● **Exercise goal**:
Transcribe every line exactly. Leave the pictures behind.

● **Given data**:
-----

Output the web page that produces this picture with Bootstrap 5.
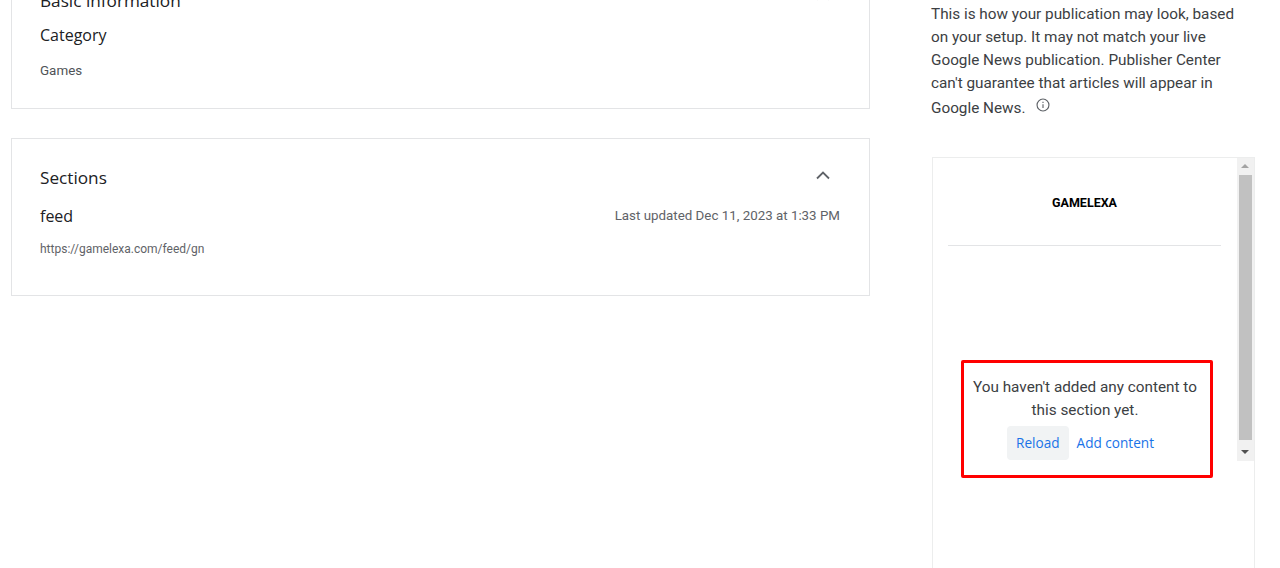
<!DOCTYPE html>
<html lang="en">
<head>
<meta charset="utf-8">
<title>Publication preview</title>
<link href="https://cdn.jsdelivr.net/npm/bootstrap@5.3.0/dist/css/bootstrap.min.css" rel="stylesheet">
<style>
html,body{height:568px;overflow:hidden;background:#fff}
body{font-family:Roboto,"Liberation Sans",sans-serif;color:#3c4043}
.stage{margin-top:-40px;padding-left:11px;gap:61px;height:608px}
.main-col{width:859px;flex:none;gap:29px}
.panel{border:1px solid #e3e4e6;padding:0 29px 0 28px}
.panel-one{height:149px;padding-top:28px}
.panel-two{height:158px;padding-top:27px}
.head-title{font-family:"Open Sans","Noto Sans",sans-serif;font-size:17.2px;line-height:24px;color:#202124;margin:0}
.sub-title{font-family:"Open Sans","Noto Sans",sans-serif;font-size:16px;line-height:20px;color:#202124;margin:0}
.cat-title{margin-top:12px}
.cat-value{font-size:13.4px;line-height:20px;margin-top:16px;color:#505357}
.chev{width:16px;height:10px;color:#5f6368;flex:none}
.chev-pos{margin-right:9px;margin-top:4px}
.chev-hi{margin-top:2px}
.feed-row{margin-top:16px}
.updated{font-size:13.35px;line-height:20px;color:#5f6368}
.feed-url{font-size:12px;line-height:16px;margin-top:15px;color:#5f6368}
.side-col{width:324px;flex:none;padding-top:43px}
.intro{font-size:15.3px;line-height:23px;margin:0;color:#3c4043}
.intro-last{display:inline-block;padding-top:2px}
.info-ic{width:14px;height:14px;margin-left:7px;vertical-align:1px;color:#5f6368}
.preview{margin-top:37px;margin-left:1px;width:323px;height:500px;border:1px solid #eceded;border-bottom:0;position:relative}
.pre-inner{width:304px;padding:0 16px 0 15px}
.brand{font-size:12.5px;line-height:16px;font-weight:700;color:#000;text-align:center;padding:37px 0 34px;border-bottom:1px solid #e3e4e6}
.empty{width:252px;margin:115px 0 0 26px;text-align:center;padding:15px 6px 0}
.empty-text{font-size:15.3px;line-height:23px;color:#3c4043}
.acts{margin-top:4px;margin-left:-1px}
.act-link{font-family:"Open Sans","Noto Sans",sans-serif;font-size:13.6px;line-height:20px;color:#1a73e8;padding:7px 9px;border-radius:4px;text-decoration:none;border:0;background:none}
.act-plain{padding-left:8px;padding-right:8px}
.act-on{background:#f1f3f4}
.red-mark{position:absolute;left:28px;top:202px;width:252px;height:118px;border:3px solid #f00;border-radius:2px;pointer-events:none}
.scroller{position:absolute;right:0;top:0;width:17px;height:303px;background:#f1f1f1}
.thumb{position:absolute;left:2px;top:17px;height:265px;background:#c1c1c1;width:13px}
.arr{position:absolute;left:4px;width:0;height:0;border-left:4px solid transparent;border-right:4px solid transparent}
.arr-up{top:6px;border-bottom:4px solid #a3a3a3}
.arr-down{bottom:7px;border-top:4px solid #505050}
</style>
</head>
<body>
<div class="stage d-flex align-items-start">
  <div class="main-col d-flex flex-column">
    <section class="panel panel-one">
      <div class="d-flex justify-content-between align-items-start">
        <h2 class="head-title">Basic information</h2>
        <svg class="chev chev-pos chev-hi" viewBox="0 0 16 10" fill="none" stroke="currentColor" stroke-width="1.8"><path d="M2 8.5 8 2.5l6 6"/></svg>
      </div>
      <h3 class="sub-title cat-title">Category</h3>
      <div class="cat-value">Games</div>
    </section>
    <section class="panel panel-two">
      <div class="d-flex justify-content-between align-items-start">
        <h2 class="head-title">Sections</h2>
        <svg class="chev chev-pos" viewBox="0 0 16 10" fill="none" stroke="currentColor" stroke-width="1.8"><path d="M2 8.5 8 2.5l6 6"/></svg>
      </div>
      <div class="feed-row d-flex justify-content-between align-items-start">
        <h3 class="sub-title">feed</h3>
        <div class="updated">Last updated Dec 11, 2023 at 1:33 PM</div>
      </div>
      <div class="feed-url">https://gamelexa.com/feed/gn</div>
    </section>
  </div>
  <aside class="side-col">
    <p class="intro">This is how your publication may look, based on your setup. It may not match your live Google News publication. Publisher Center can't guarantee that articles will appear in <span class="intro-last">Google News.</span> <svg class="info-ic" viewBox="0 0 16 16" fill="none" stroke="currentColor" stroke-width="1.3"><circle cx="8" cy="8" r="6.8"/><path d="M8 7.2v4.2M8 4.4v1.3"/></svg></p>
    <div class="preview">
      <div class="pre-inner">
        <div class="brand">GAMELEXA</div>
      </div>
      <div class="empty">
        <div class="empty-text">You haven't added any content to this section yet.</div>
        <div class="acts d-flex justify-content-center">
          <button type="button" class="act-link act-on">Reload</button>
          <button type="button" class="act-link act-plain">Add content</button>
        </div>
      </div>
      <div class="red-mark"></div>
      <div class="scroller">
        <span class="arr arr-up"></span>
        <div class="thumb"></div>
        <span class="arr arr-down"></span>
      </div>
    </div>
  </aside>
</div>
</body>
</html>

-----

● **The solution**:
Output the web page that produces this picture with Bootstrap 5.
<!DOCTYPE html>
<html lang="en">
<head>
<meta charset="utf-8">
<title>Publication preview</title>
<link href="https://cdn.jsdelivr.net/npm/bootstrap@5.3.0/dist/css/bootstrap.min.css" rel="stylesheet">
<style>
html,body{height:568px;overflow:hidden;background:#fff}
body{font-family:Roboto,"Liberation Sans",sans-serif;color:#3c4043}
.stage{margin-top:-40px;padding-left:11px;gap:61px;height:608px}
.main-col{width:859px;flex:none;gap:29px}
.panel{border:1px solid #e3e4e6;padding:0 29px 0 28px}
.panel-one{height:149px;padding-top:28px}
.panel-two{height:158px;padding-top:27px}
.head-title{font-family:"Open Sans","Noto Sans",sans-serif;font-size:17.2px;line-height:24px;color:#202124;margin:0}
.sub-title{font-family:"Open Sans","Noto Sans",sans-serif;font-size:16px;line-height:20px;color:#202124;margin:0}
.cat-title{margin-top:12px}
.cat-value{font-size:13.4px;line-height:20px;margin-top:16px;color:#505357}
.chev{width:16px;height:10px;color:#5f6368;flex:none}
.chev-pos{margin-right:9px;margin-top:4px}
.chev-hi{margin-top:2px}
.feed-row{margin-top:16px}
.updated{font-size:13.35px;line-height:20px;color:#5f6368}
.feed-url{font-size:12px;line-height:16px;margin-top:15px;color:#5f6368}
.side-col{width:324px;flex:none;padding-top:43px}
.intro{font-size:15.3px;line-height:23px;margin:0;color:#3c4043}
.intro-last{display:inline-block;padding-top:2px}
.info-ic{width:14px;height:14px;margin-left:7px;vertical-align:1px;color:#5f6368}
.preview{margin-top:37px;margin-left:1px;width:323px;height:500px;border:1px solid #eceded;border-bottom:0;position:relative}
.pre-inner{width:304px;padding:0 16px 0 15px}
.brand{font-size:12.5px;line-height:16px;font-weight:700;color:#000;text-align:center;padding:37px 0 34px;border-bottom:1px solid #e3e4e6}
.empty{width:252px;margin:115px 0 0 26px;text-align:center;padding:15px 6px 0}
.empty-text{font-size:15.3px;line-height:23px;color:#3c4043}
.acts{margin-top:4px;margin-left:-1px}
.act-link{font-family:"Open Sans","Noto Sans",sans-serif;font-size:13.6px;line-height:20px;color:#1a73e8;padding:7px 9px;border-radius:4px;text-decoration:none;border:0;background:none}
.act-plain{padding-left:8px;padding-right:8px}
.act-on{background:#f1f3f4}
.red-mark{position:absolute;left:28px;top:202px;width:252px;height:118px;border:3px solid #f00;border-radius:2px;pointer-events:none}
.scroller{position:absolute;right:0;top:0;width:17px;height:303px;background:#f1f1f1}
.thumb{position:absolute;left:2px;top:17px;height:265px;background:#c1c1c1;width:13px}
.arr{position:absolute;left:4px;width:0;height:0;border-left:4px solid transparent;border-right:4px solid transparent}
.arr-up{top:6px;border-bottom:4px solid #a3a3a3}
.arr-down{bottom:7px;border-top:4px solid #505050}
</style>
</head>
<body>
<div class="stage d-flex align-items-start">
  <div class="main-col d-flex flex-column">
    <section class="panel panel-one">
      <div class="d-flex justify-content-between align-items-start">
        <h2 class="head-title">Basic information</h2>
        <svg class="chev chev-pos chev-hi" viewBox="0 0 16 10" fill="none" stroke="currentColor" stroke-width="1.8"><path d="M2 8.5 8 2.5l6 6"/></svg>
      </div>
      <h3 class="sub-title cat-title">Category</h3>
      <div class="cat-value">Games</div>
    </section>
    <section class="panel panel-two">
      <div class="d-flex justify-content-between align-items-start">
        <h2 class="head-title">Sections</h2>
        <svg class="chev chev-pos" viewBox="0 0 16 10" fill="none" stroke="currentColor" stroke-width="1.8"><path d="M2 8.5 8 2.5l6 6"/></svg>
      </div>
      <div class="feed-row d-flex justify-content-between align-items-start">
        <h3 class="sub-title">feed</h3>
        <div class="updated">Last updated Dec 11, 2023 at 1:33 PM</div>
      </div>
      <div class="feed-url">https://gamelexa.com/feed/gn</div>
    </section>
  </div>
  <aside class="side-col">
    <p class="intro">This is how your publication may look, based on your setup. It may not match your live Google News publication. Publisher Center can't guarantee that articles will appear in <span class="intro-last">Google News.</span> <svg class="info-ic" viewBox="0 0 16 16" fill="none" stroke="currentColor" stroke-width="1.3"><circle cx="8" cy="8" r="6.8"/><path d="M8 7.2v4.2M8 4.4v1.3"/></svg></p>
    <div class="preview">
      <div class="pre-inner">
        <div class="brand">GAMELEXA</div>
      </div>
      <div class="empty">
        <div class="empty-text">You haven't added any content to this section yet.</div>
        <div class="acts d-flex justify-content-center">
          <button type="button" class="act-link act-on">Reload</button>
          <button type="button" class="act-link act-plain">Add content</button>
        </div>
      </div>
      <div class="red-mark"></div>
      <div class="scroller">
        <span class="arr arr-up"></span>
        <div class="thumb"></div>
        <span class="arr arr-down"></span>
      </div>
    </div>
  </aside>
</div>
</body>
</html>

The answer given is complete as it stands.